After a short discussion and an explanation of how to work on the skills being focused on that day, each class session begins with a physical and vocal warm-up which Giardella considers crucial to the work. "As the body moves and the voice is released, the imagination is freed up as well." A variety of music is used, and as people move through the room Giardella stands by like a gifted athletic coach, encouraging people to find their own way to release stiffness and attend to their impulses. This is not a drill-instructor's aerobic workout; students at all levels of limberness and fitness find a way to work where they are. As the intensity increases, her students are asked to make it bigger, make it louder, to go beyond what is tasteful or proper or acceptable. And they do. "It is amazing what people are capable of when you give them permission to expand their limits."
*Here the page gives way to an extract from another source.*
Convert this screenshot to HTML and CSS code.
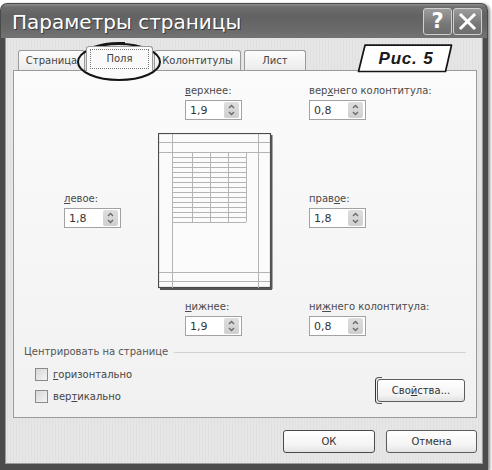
FILE: index.html
```html
<!DOCTYPE html>
<html lang="ru">
<head>
<meta charset="utf-8">
<title>Параметры страницы</title>
<link rel="stylesheet" href="styles.css">
</head>
<body>
<div class="window">
  <div class="titlebar">
    <span class="title">Параметры страницы</span>
    <div class="tb-buttons">
      <span class="tb-btn help">?</span>
      <span class="tb-btn close"><svg width="19" height="19" viewBox="0 0 19 19"><path d="M3 3 L16 16 M16 3 L3 16" stroke="#fff" stroke-width="3" stroke-linecap="square"/></svg></span>
    </div>
  </div>
  <div class="client">
    <div class="tabs">
      <div class="tab">Страница</div>
      <div class="tab active"><span class="focus">Поля</span></div>
      <div class="tab wide">Колонтитулы</div>
      <div class="tab last">Лист</div>
    </div>
    <div class="panel">
      <div class="margins">
        <div class="field f-top">
          <div class="label"><u>в</u>ерхнее:</div>
          <div class="spin"><span class="val">1,9</span><span class="arrows"><svg width="15" height="16" viewBox="0 0 15 16"><path d="M5 6 L7.5 3.5 L10 6 M5 10 L7.5 12.5 L10 10" fill="none" stroke="#6a6a6a" stroke-width="1.4"/></svg></span></div>
        </div>
        <div class="field f-header">
          <div class="label">вер<u>х</u>него колонтитула:</div>
          <div class="spin"><span class="val">0,8</span><span class="arrows"><svg width="15" height="16" viewBox="0 0 15 16"><path d="M5 6 L7.5 3.5 L10 6 M5 10 L7.5 12.5 L10 10" fill="none" stroke="#6a6a6a" stroke-width="1.4"/></svg></span></div>
        </div>
        <div class="field f-left">
          <div class="label"><u>л</u>евое:</div>
          <div class="spin"><span class="val">1,8</span><span class="arrows"><svg width="15" height="16" viewBox="0 0 15 16"><path d="M5 6 L7.5 3.5 L10 6 M5 10 L7.5 12.5 L10 10" fill="none" stroke="#6a6a6a" stroke-width="1.4"/></svg></span></div>
        </div>
        <div class="preview">
          <svg width="115" height="157" viewBox="0 0 115 157">
            <rect x="0.5" y="0.5" width="112" height="154" fill="#fbfbfb" stroke="#4a4a4a" stroke-width="1.2"/>
            <path d="M113.5 2 V156 M2 156 H114" stroke="#555" stroke-width="2"/>
            <g stroke="#b4b4b4" stroke-width="1" fill="none">
              <path d="M14.5 1 V155 M100.5 1 V155 M1 9.5 H112 M1 19.5 H112 M1 139.5 H112 M1 148.5 H112"/>
              <path d="M34.5 19 V89 M52.5 19 V89 M70.5 19 V89 M88.5 19 V89"/>
              <path d="M14 24.5 H88 M14 29.5 H88 M14 34.5 H88 M14 39.5 H88 M14 44.5 H88 M14 49.5 H88 M14 54.5 H88 M14 59.5 H88 M14 64.5 H88 M14 69.5 H88 M14 74.5 H88 M14 79.5 H88 M14 84.5 H88 M14 89.5 H88"/>
            </g>
          </svg>
        </div>
        <div class="field f-right">
          <div class="label">прав<u>о</u>е:</div>
          <div class="spin"><span class="val">1,8</span><span class="arrows"><svg width="15" height="16" viewBox="0 0 15 16"><path d="M5 6 L7.5 3.5 L10 6 M5 10 L7.5 12.5 L10 10" fill="none" stroke="#6a6a6a" stroke-width="1.4"/></svg></span></div>
        </div>
        <div class="field f-bottom">
          <div class="label"><u>н</u>ижнее:</div>
          <div class="spin"><span class="val">1,9</span><span class="arrows"><svg width="15" height="16" viewBox="0 0 15 16"><path d="M5 6 L7.5 3.5 L10 6 M5 10 L7.5 12.5 L10 10" fill="none" stroke="#6a6a6a" stroke-width="1.4"/></svg></span></div>
        </div>
        <div class="field f-footer">
          <div class="label">ни<u>ж</u>него колонтитула:</div>
          <div class="spin"><span class="val">0,8</span><span class="arrows"><svg width="15" height="16" viewBox="0 0 15 16"><path d="M5 6 L7.5 3.5 L10 6 M5 10 L7.5 12.5 L10 10" fill="none" stroke="#6a6a6a" stroke-width="1.4"/></svg></span></div>
        </div>
      </div>
      <div class="group">
        <div class="group-title">Центрировать на странице</div>
        <div class="group-body">
          <div class="checks">
            <div class="check"><span class="box"></span><span><u>г</u>оризонтально</span></div>
            <div class="check"><span class="box"></span><span>вер<u>т</u>икально</span></div>
          </div>
          <div class="btn props">Сво<u>й</u>ства...</div>
        </div>
      </div>
    </div>
    <div class="actions">
      <div class="btn ok">ОК</div>
      <div class="btn cancel">Отмена</div>
    </div>
  </div>
  <svg class="ellipse" width="90" height="42" viewBox="0 0 90 42">
    <ellipse cx="44" cy="21" rx="41" ry="18" fill="none" stroke="#151515" stroke-width="2"/>
    <path d="M18 6 Q32 1 50 2" fill="none" stroke="#151515" stroke-width="1.8"/>
  </svg>
  <div class="fig">
    <svg width="96" height="29" viewBox="0 0 96 29">
      <path d="M8 1.2 H94.5 L88.5 27.5 H1.5 Z" fill="#fff" stroke="#151515" stroke-width="1.7" stroke-linejoin="round"/>
    </svg>
    <span class="fig-text">Рис. 5</span>
  </div>
</div>
</body>
</html>
```

FILE: styles.css
```css
* { box-sizing: border-box; }
html, body { margin: 0; padding: 0; background: #fff; }
body {
  width: 492px;
  height: 470px;
  overflow: hidden;
  font-family: "DejaVu Sans", Tahoma, sans-serif;
  font-size: 10px;
  color: #444;
}
u { text-decoration: underline; text-underline-offset: 1px; }

.window {
  position: relative;
  width: 488px;
  height: 467px;
  margin-top: 3px;
  border-radius: 7px 7px 0 0;
  box-shadow: 2px 1px 3px rgba(0,0,0,0.45);
  display: flex;
  flex-direction: column;
}

.titlebar {
  height: 35px;
  flex: none;
  display: flex;
  justify-content: space-between;
  align-items: flex-start;
  padding: 0 5px 0 11px;
  border: 1px solid #4a4a4a;
  border-bottom: none;
  border-radius: 7px 7px 0 0;
  background: linear-gradient(#8e8e8e 0, #6e6e6e 3px, #626262 12px, #6a6a6a 26px, #737373 34px);
}
.title {
  color: #fff;
  font-size: 20px;
  line-height: 30px;
  margin-top: 3px;
  text-shadow: 1px 1px 0 #3a3a3a;
}
.tb-buttons { display: flex; gap: 1px; margin-top: 4px; }
.tb-btn {
  width: 29px;
  height: 27px;
  border: 1px solid #cfcfcf;
  border-radius: 3px;
  background: linear-gradient(#9c9c9c, #777 60%, #6e6e6e);
  color: #fff;
  font: bold 21px/25px "DejaVu Sans", sans-serif;
  display: flex;
  align-items: center;
  justify-content: center;
}

.client {
  flex: 1;
  background: repeating-linear-gradient(90deg, #e6e6e6 0, #e6e6e6 2px, #e0e0e0 2px, #e0e0e0 3px);
  border: 0 solid #4c4c4c;
  border-width: 0 5px 6px 5px;
  box-shadow: inset 1px 0 0 #9a9a9a, inset -1px 0 0 #9a9a9a, inset 0 -1px 0 #9a9a9a;
}

.tabs {
  height: 32px;
  display: flex;
  align-items: flex-end;
  padding-left: 13px;
}
.tab {
  height: 20px;
  width: 67px;
  margin-right: 1px;
  border: 1px solid #9a9a9a;
  border-bottom: none;
  border-radius: 3px 3px 0 0;
  background: linear-gradient(#fdfdfd, #ebebeb);
  text-align: center;
  line-height: 19px;
  color: #444;
}
.tab.active {
  height: 25px;
  margin-bottom: -1px;
  position: relative;
  z-index: 1;
  background: #fafafa;
  padding: 2px 3px 0;
}
.tab.active .focus {
  display: block;
  height: 20px;
  line-height: 18px;
  border: 1px dotted #777;
}
.tab.wide { width: 87px; margin-right: 3px; }
.tab.last { width: 62px; }

.panel {
  margin-left: 8px;
  width: 464px;
  height: 348px;
  border: 1px solid #9a9a9a;
  background: linear-gradient(#fbfbfb, #f1f1f1);
}

.margins {
  display: grid;
  grid-template-columns: 58px 115px 1fr;
  column-gap: 36px;
  margin-top: 13px;
  padding-left: 50px;
}
.f-top { grid-column: 2; grid-row: 1; margin-left: 27px; }
.f-header { grid-column: 3; grid-row: 1; }
.f-left { grid-column: 1; grid-row: 2; align-self: center; }
.preview { grid-column: 2; grid-row: 2; margin: 13px 0 10px; height: 157px; }
.preview svg { display: block; }
.f-right { grid-column: 3; grid-row: 2; align-self: center; }
.f-bottom { grid-column: 2; grid-row: 3; margin-left: 27px; }
.f-footer { grid-column: 3; grid-row: 3; }

.label { line-height: 14px; height: 14px; margin-bottom: 2px; white-space: nowrap; color: #4a4a4a; }
.spin {
  width: 57px;
  height: 20px;
  border: 1px solid #a2a2a2;
  background: #fff;
  display: flex;
  align-items: center;
  justify-content: space-between;
  padding: 0 2px 0 4px;
}
.val { font-size: 11px; color: #333; }
.arrows {
  width: 15px;
  height: 16px;
  border-radius: 2px;
  background: linear-gradient(#dedede, #cfcfcf);
  display: flex;
}
.arrows svg { display: block; }

.group { margin: 9px 10px 0 10px; }
.group-title {
  display: flex;
  align-items: center;
  line-height: 14px;
  color: #555;
}
.group-title::after {
  content: "";
  flex: 1;
  height: 1px;
  margin-left: 6px;
  background: #d2d2d2;
}
.group-body {
  display: flex;
  justify-content: space-between;
  align-items: flex-start;
}
.checks {
  display: flex;
  flex-direction: column;
  gap: 7px;
  margin-top: 8px;
  padding-left: 11px;
}
.check {
  display: flex;
  align-items: center;
  gap: 5px;
  height: 15px;
  color: #444;
}
.box {
  width: 13px;
  height: 13px;
  border: 1px solid #8a8a8a;
  background: linear-gradient(135deg, #d8d8d8, #f4f4f4);
}

.btn {
  border: 1px solid #5c5c5c;
  border-radius: 3px;
  background: linear-gradient(#ffffff, #f3f3f3 70%, #e2e2e2);
  color: #333;
  text-align: center;
  height: 23px;
  line-height: 21px;
}
.props {
  position: relative;
  width: 88px;
  margin-top: 20px;
  margin-right: 1px;
}
.props::before {
  content: "";
  position: absolute;
  left: -3px;
  top: -3px;
  width: 6px;
  height: 25px;
  border-left: 1.5px solid #333;
  border-top: 1px solid #555;
  border-bottom: 1px solid #555;
  border-radius: 4px 0 0 4px;
}

.actions {
  display: flex;
  justify-content: flex-end;
  gap: 11px;
  margin-top: 12px;
  padding-right: 6px;
}
.ok { width: 92px; border-color: #4a4a4a; }
.cancel { width: 91px; }

.ellipse { position: absolute; left: 75px; top: 38px; }
.fig {
  position: absolute;
  left: 357px;
  top: 41px;
  width: 96px;
  height: 29px;
}
.fig svg { position: absolute; left: 0; top: 0; }
.fig-text {
  position: relative;
  display: block;
  text-align: center;
  margin-left: 2px;
  font: italic bold 17px/29px "Liberation Sans", Arial, sans-serif;
  letter-spacing: 0.8px;
  color: #1a1a1a;
}
```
As the session continues, students are directed to work in pairs or small groups simultaneously, exploring, doing simple exercises, improvising scenes. They may work on entrances and exits, meetings, leading and following, or any number of skills. During the last hour or so, the opportunity to go onstage and to create scenes witnessed by an audience of class members is available. Giardella describes her classes as a laboratory, a place to actively experiment. When she speaks it is not to lecture but to set up the improvisations, and, as they unfold, to provide dynamic and insightful suggestions that enable students to move through blocks and solve problems of plot and character. Her directions are invitations to expand awareness and the ability to make choices.

Yes to Everything The scenes themselves can be startling, ranging from a wordless athletic ballet of actors interacting with tables and chairs that has the student audience convulsed with laughter to a solemn, meditative take on the death of a child. Some are purely comic, others tragic, many an amalgamation of the two modes. They may involve movement, sound, speech, images and music. The most successful, no matter how simple or complex, involve a profoundly attentive listening and a willingness to collaborate among the participants.

"Daena teaches people to say 'yes', while staying true to their characters," says Melissa Wilbright, another of Giardella's students and a marketing manager at Hasbro. "Her improvisational theatre techniques are just as effective in the workplace as they are for actors or writers overcoming blocks in creativity and motivation." It is this ability to say "yes" that develops greater personal integrity, authenticity, and freedom, both onstage and off, Giardella believes. "There are so many voices in our society, and in our own psyches, that tell us to play it safe, to say 'no,' to crush our impulses. These 'Inner Critics,' can cut us off from the very sources of creativity and imagination that we, and our society, are so hungry for."

No one goes away hungry, either from Giardella's performances, or her classes, unless it is for more of the same: her intuitive, lively, engaging, amusing, provocative and highly passionate art of improvisation.